Good and bad are forms of judgement, so let's eschew judgement for the purposes of this reply :-).
> I'd love to have better programmers show me how I can make my tests better.
Better is also a form of judgement and, so, I will not claim I am or am not. What I will claim to do is offer my perspective regarding:
> This is not in OP, but I do also have a problem of brittle tests in my editor.
Unfortunately, brittle tests are the result of being overly specific. This is usually due to tests enforcing implementation knowledge instead of verifying a usage contract. The example assertions above are good examples of this (consider "assert (canMultiply ...)" as a conceptual alternative). What helps mitigate this situation is use of key abstractions relevant to the problem domain along with insulating implementation logic (note that this is not the same as encapsulation, as insulation makes the implementation opaque to collaborators).
In your post, you posit:
> Types, abstractions, tests, versions, state machines, immutability, formal analysis, all these are tools available to us in unfamiliar terrain.

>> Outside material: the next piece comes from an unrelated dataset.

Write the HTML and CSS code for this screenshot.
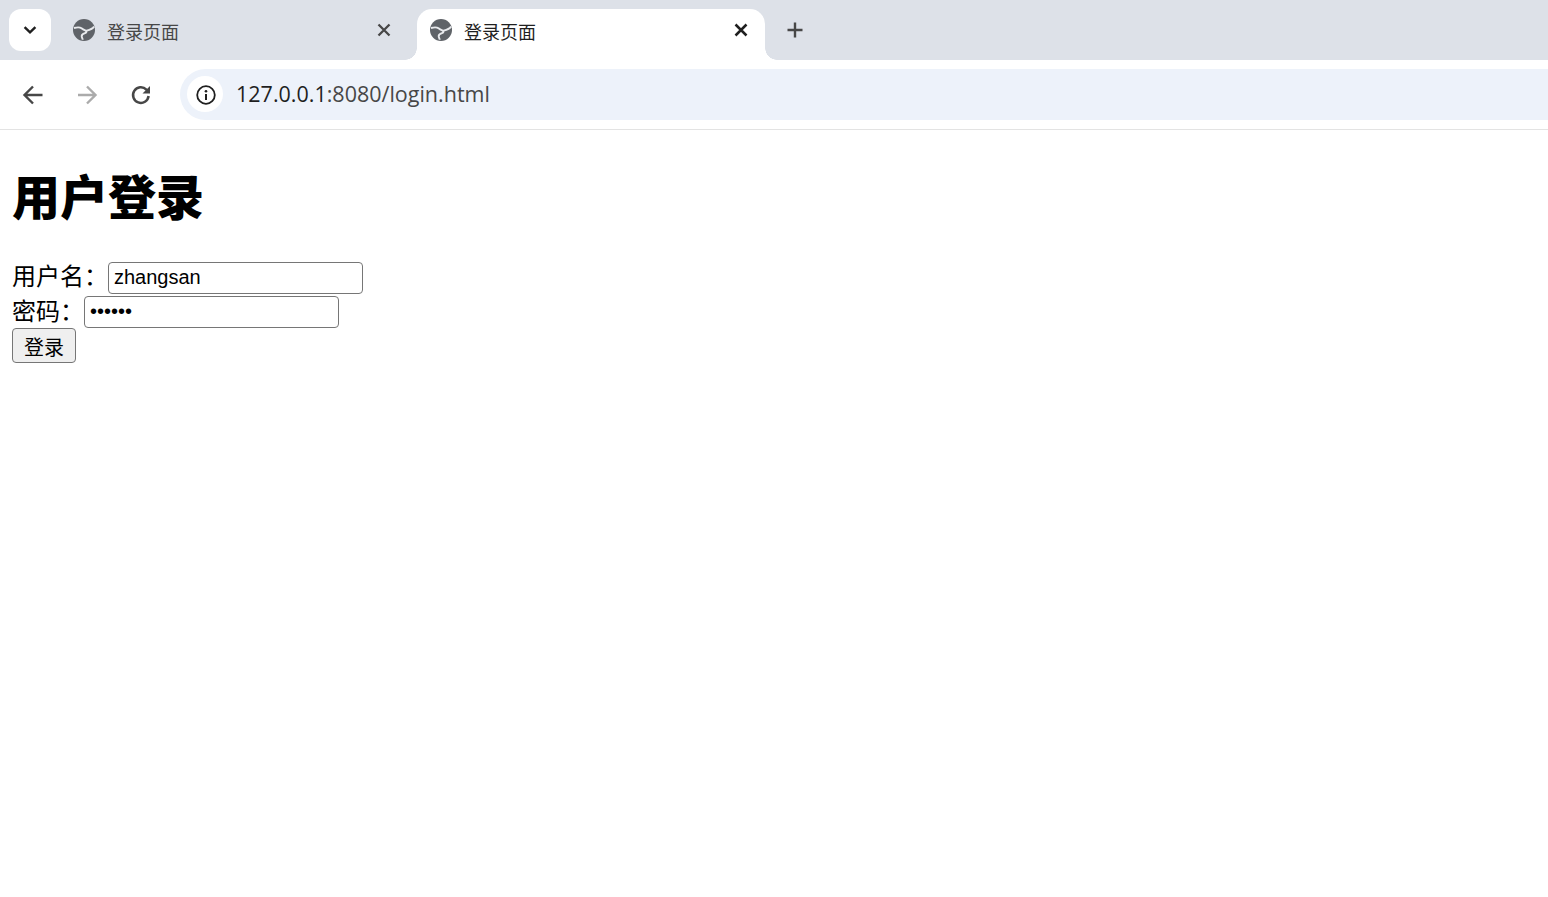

I suggest they serve a purpose beyond when "in unfamiliar terrain." Specifically, these tools provide confidence in system correctness in the presence of change. They also allow people to reason about the nature of a system, including your future-self.
Perhaps most relevant to "brittle tests" are the first two you enumerated - types and abstractions. Having them can allow test suites to be defined against the public contract they provide. And as you rightly point out in your post, having the wrong ones can lead to problems.
The trick is, when incorrect types and/or abstractions are identified, this presents an opportunity to refine understanding of the problem domain and improve key abstractions/collaborations accordingly. Functional testing[0] is really handy to do this fairly rapidly when employed early and often.